Not exactly. Field Collection main purpose is to make a field that holds other fields so the data can be logically grouped. So, no, you can't really "convert" it to an entity reference field - they store different data. An entity reference points at another entity; so you'd need an entity to be a container for that data. You can either achieve this via Entity API, or use ECK. I suppose you could write a migration/batch script to port over the data, but I really don't see the point unless the entities were going to be viewed on their own page.
You shouldn't have any issue with the number of rows in the database, the issue will arise when it comes to operating with that data. If you have an entity that has 1500 field collection items, and you load them for display, yes, you will have very severe performance issues. Think of it like calling
entity_load 1500 times.
This usually rears its ugly head when you try to make some Views to display field collection items. Pro tip there - disable automatic preview in the Views config.
Here are some resources that may help:
This thread also has some good history on a group of people looking for performance improvements with Field Collections: https://www.drupal.org/node/1268620
Forgot to link to Entity Cache, which you can bolt on to Field Collection.
In the past, I had came up with two solutions to solve performance bottlenecks revolving around Field Collection.
In one case, I would prime the cache with a nightly cron run, render the field collection field into a variable and cache that variable. If the cache item exists, I pass that as the template variable. This bypasses loading and rendering the field and rendering the data (
entity_load) for every user requesting the page.
This works, until your cache item grows to over 1MB in which case it can still cause MySQL to slow down. You may also want to look into adding Memcache or Redis on top as the caching backend to alleviate that. Ultimately, MySQL will be your bottleneck - so you should try to offset that work and cache as much as possible in a caching backend.
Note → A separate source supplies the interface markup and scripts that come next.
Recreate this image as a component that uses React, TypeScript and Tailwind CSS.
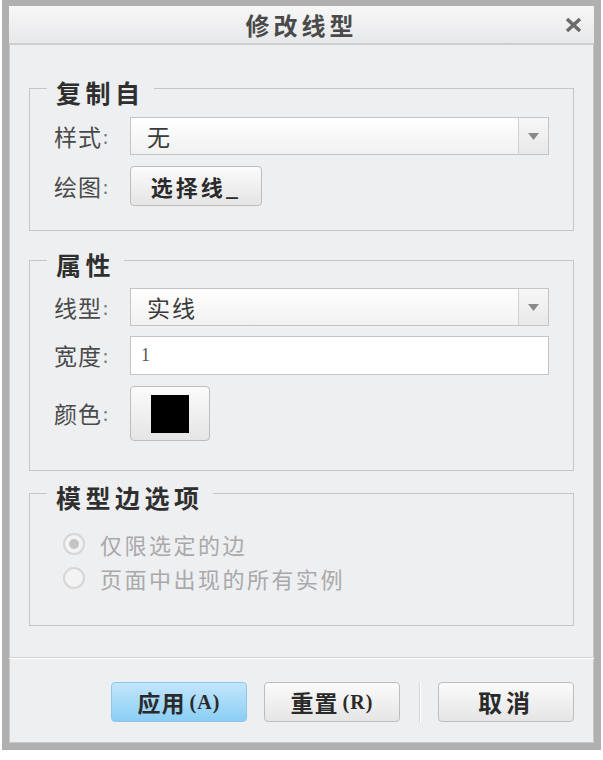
import React from "react";

const font = { fontFamily: '"Noto Sans CJK SC", "Noto Sans", sans-serif' };

function Combo({ value }: { value: string }) {
  return (
    <div className="flex h-[38px] flex-1 border border-[#c4c4c4] bg-gradient-to-b from-[#ffffff] to-[#f1f1f1]">
      <div className="flex flex-1 items-center pl-[16px] text-[23px] tracking-[2px] text-[#3a3a3a]">{value}</div>
      <div className="flex w-[30px] items-center justify-center border-l border-[#d0d0d0] bg-gradient-to-b from-[#f7f7f7] to-[#e8e8e8]">
        <svg width="11" height="7" viewBox="0 0 11 7">
          <path d="M0 0 H11 L5.5 7 Z" fill="#8a8a8a" />
        </svg>
      </div>
    </div>
  );
}

function Label({ children }: { children: React.ReactNode }) {
  return (
    <div className="flex w-[76px] shrink-0 items-center text-[23px] tracking-[1px] text-[#4a4a4a]">
      {children}
      <span className="ml-[1px] text-[18px] text-[#777]">:</span>
    </div>
  );
}

function Group({ title, children, className }: { title: string; children: React.ReactNode; className?: string }) {
  return (
    <fieldset className={"mx-[20px] border border-[#c6c6c6] pl-[24px] pr-[24px] " + (className ?? "")}>
      <legend className="-ml-[7px] px-[9px] pt-[8px] text-[25px] font-bold leading-[26px] tracking-[4.5px] text-[#2f2f2f]">{title}</legend>
      {children}
    </fieldset>
  );
}

function Radio({ checked, label }: { checked?: boolean; label: string }) {
  return (
    <div className="flex h-[34px] items-center">
      <div className="ml-[9px] flex h-[22px] w-[22px] items-center justify-center rounded-full border-2 border-[#d6d6d6] bg-[#f3f3f3]">
        {checked ? <div className="h-[10px] w-[10px] rounded-full bg-[#c4c4c4]" /> : null}
      </div>
      <div className="ml-[15px] text-[22px] tracking-[2.5px] text-[#a9a9a9]">{label}</div>
    </div>
  );
}

const grayBtn =
  "flex items-center justify-center rounded-[4px] border border-[#bdbdbd] bg-gradient-to-b from-[#fbfbfb] to-[#e5e5e5] font-bold text-[#2a2a2a]";

export default function App() {
  return (
    <div className="h-[760px] w-[603px] bg-white" style={font}>
      <div className="ml-[2px] flex h-[750px] w-[599px] flex-col border-[7px] border-t-[6px] border-[#b0b0b0] bg-[#eeeff1] shadow-[inset_0_0_0_1px_#c8c8c8]">
        {/* title bar */}
        <div className="relative flex h-[39px] shrink-0 items-center justify-center border-b-2 border-[#cfcfcf] bg-gradient-to-b from-[#f7f7f7] to-[#e7e8ea]">
          <div className="text-[24px] font-bold tracking-[4px] text-[#4a4a4a]">修改线型</div>
          <div className="absolute right-[12px] top-[11px]">
            <svg width="17" height="16" viewBox="0 0 17 16">
              <path d="M2 2 L15 14 M15 2 L2 14" stroke="#6a6a6a" strokeWidth="3.5" strokeLinecap="butt" />
            </svg>
          </div>
        </div>

        <div className="flex flex-1 flex-col">
          <Group title="复制自" className="mt-[26px] pb-[24px]">
            <div className="mt-[12px] flex items-center">
              <Label>样式</Label>
              <Combo value="无" />
            </div>
            <div className="mt-[11px] flex items-center">
              <Label>绘图</Label>
              <button className={grayBtn + " h-[40px] w-[132px] text-[22px] tracking-[3px]"}>选择线_</button>
            </div>
          </Group>

          <Group title="属性" className="mt-[12px] pb-[29px]">
            <div className="mt-[11px] flex items-center">
              <Label>线型</Label>
              <Combo value="实线" />
            </div>
            <div className="mt-[10px] flex items-center">
              <Label>宽度</Label>
              <div
                className="flex h-[39px] flex-1 items-center border border-[#c4c4c4] bg-white pl-[10px] text-[18px] text-[#555]"
                style={{ fontFamily: '"Liberation Serif", serif' }}
              >
                1
              </div>
            </div>
            <div className="mt-[11px] flex items-center">
              <Label>颜色</Label>
              <button className={grayBtn + " h-[55px] w-[80px]"}>
                <div className="h-[38px] w-[38px] bg-black" />
              </button>
            </div>
          </Group>

          <Group title="模型边选项" className="mt-[5px] pb-[30px]">
            <div className="mt-[17px]">
              <Radio checked label="仅限选定的边" />
              <Radio label="页面中出现的所有实例" />
            </div>
          </Group>

          <div className="mt-[31px] h-[2px] border-t border-[#d4d4d4] bg-white" />

          <div className="mt-[23px] flex items-center pl-[102px]">
            <button className="flex h-[40px] w-[136px] items-center justify-center rounded-[4px] border border-[#8fc6ea] bg-gradient-to-b from-[#c2e6fc] to-[#8bcef4] text-[23px] font-bold tracking-[1px] text-[#2a2a2a]">
              应用<span className="ml-[4px] text-[20px]" style={{ fontFamily: '"Liberation Serif", serif' }}>(A)</span>
            </button>
            <button className={grayBtn + " ml-[17px] h-[40px] w-[136px] text-[23px] tracking-[1px]"}>
              重置<span className="ml-[4px] text-[20px]" style={{ fontFamily: '"Liberation Serif", serif' }}>(R)</span>
            </button>
            <div className="ml-[19px] h-[40px] w-[2px] border-l border-[#d6d6d6] bg-white" />
            <button className={grayBtn + " ml-[17px] h-[40px] w-[136px] text-[24px] tracking-[4px]"}>取消</button>
          </div>
        </div>
      </div>
    </div>
  );
}
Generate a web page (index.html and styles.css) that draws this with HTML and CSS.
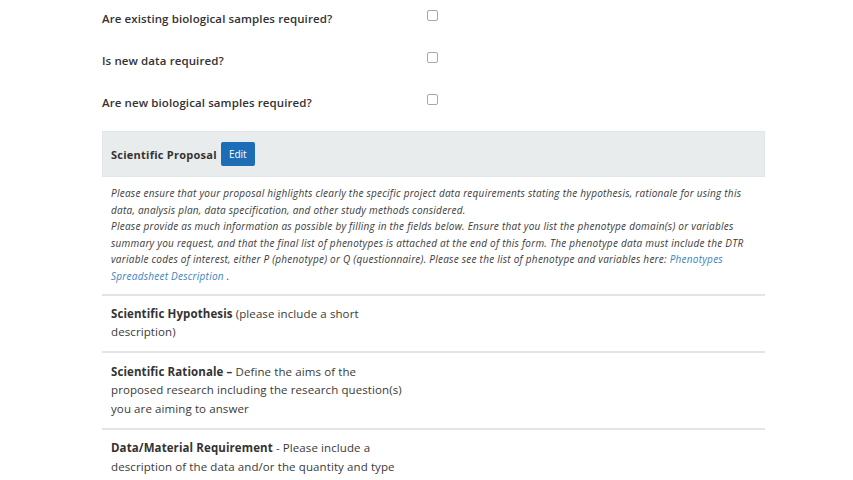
FILE: index.html
```
<!DOCTYPE html>
<html>
<head>
<meta charset="utf-8">
<link rel="stylesheet" href="styles.css">
</head>
<body>
<div class="page">
  <div class="questions">
    <div class="q-row"><span class="q-label">Are existing biological samples required?</span><span class="checkbox"></span></div>
    <div class="q-row"><span class="q-label">Is new data required?</span><span class="checkbox"></span></div>
    <div class="q-row"><span class="q-label">Are new biological samples required?</span><span class="checkbox"></span></div>
  </div>
  <div class="section-head">
    <span class="section-title">Scientific Proposal</span>
    <span class="btn-edit">Edit</span>
  </div>
  <div class="intro">
    Please ensure that your proposal highlights clearly the specific project data requirements stating the hypothesis, rationale for using this<br>
    data, analysis plan, data specification, and other study methods considered.<br>
    Please provide as much information as possible by filling in the fields below. Ensure that you list the phenotype domain(s) or variables<br>
    summary you request, and that the final list of phenotypes is attached at the end of this form. The phenotype data must include the DTR<br>
    variable codes of interest, either P (phenotype) or Q (questionnaire). Please see the list of phenotype and variables here: <a class="link">Phenotypes<br>
    Spreadsheet Description</a> .
  </div>
  <div class="field-row">
    <div class="field-label"><b>Scientific Hypothesis</b> (please include a short<br>description)</div>
    <div class="field-value"></div>
  </div>
  <div class="field-row">
    <div class="field-label"><b>Scientific Rationale –</b> Define the aims of the<br>proposed research including the research question(s)<br>you are aiming to answer</div>
    <div class="field-value"></div>
  </div>
  <div class="field-row">
    <div class="field-label"><b>Data/Material Requirement</b> - Please include a<br>description of the data and/or the quantity and type<br>of samples required</div>
    <div class="field-value"></div>
  </div>
</div>
</body>
</html>
```
FILE: styles.css
```
html, body {
  margin: 0;
  padding: 0;
  background: #ffffff;
}
body {
  font-family: "Open Sans", "Noto Sans", sans-serif;
  color: #333333;
  overflow: hidden;
  height: 480px;
}
.page {
  margin-left: 102px;
  width: 663px;
}
.questions {
  display: flex;
  flex-direction: column;
}
.q-row {
  display: flex;
  align-items: flex-start;
  height: 42px;
}
.q-label {
  width: 325px;
  padding-top: 11px;
  font-size: 11.5px;
  letter-spacing: 0.1px;
  line-height: 16px;
  font-weight: 600;
  color: #333;
}
.checkbox {
  margin-top: 10px;
  width: 9px;
  height: 9px;
  border: 1px solid #a8a8a8;
  border-radius: 2px;
  background: #fff;
}
.section-head {
  margin-top: 5px;
  height: 46px;
  background: #e9ecec;
  border: 1px solid #e2e6e6;
  box-sizing: border-box;
  display: flex;
  align-items: center;
  padding-left: 8px;
  gap: 4px;
}
.section-title {
  font-size: 11px;
  letter-spacing: 0.25px;
  font-weight: 700;
  color: #333;
}
.btn-edit {
  display: inline-flex;
  align-items: center;
  justify-content: center;
  width: 34px;
  height: 24px;
  background: #1d6db6;
  color: #ffffff;
  font-size: 10px;
  border-radius: 2px;
}
.intro {
  padding: 8px 0 9px 9px;
  font-size: 10px;
  letter-spacing: 0.25px;
  line-height: 16.6px;
  font-style: italic;
  color: #3a3a3a;
  white-space: nowrap;
  border-bottom: 2px solid #e4e4e4;
}
.link {
  color: #3a84c4;
}
.field-row {
  display: flex;
  border-bottom: 2px solid #e4e4e4;
  padding: 9.5px 0 9.5px 9px;
}
.field-label {
  width: 320px;
  font-size: 11.5px;
  letter-spacing: 0.1px;
  line-height: 18.4px;
  color: #3a3a3a;
  white-space: nowrap;
}
.field-label b {
  font-weight: 700;
  letter-spacing: 0.1px;
  color: #333;
}
.field-value {
  flex: 1;
}
```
In another case, I wound up storing the data in Solr. When the node was preprocessed, I would query Solr for that item. I was also storing the rendered result in Solr, so that my result already contained the rendered HTML. This was the fastest solution for end users, but came with a bit of work to keep it up to date. This is also beneficial if you also have to search through that data elsewhere, since you'd already (read: should) be working with Solr in that case.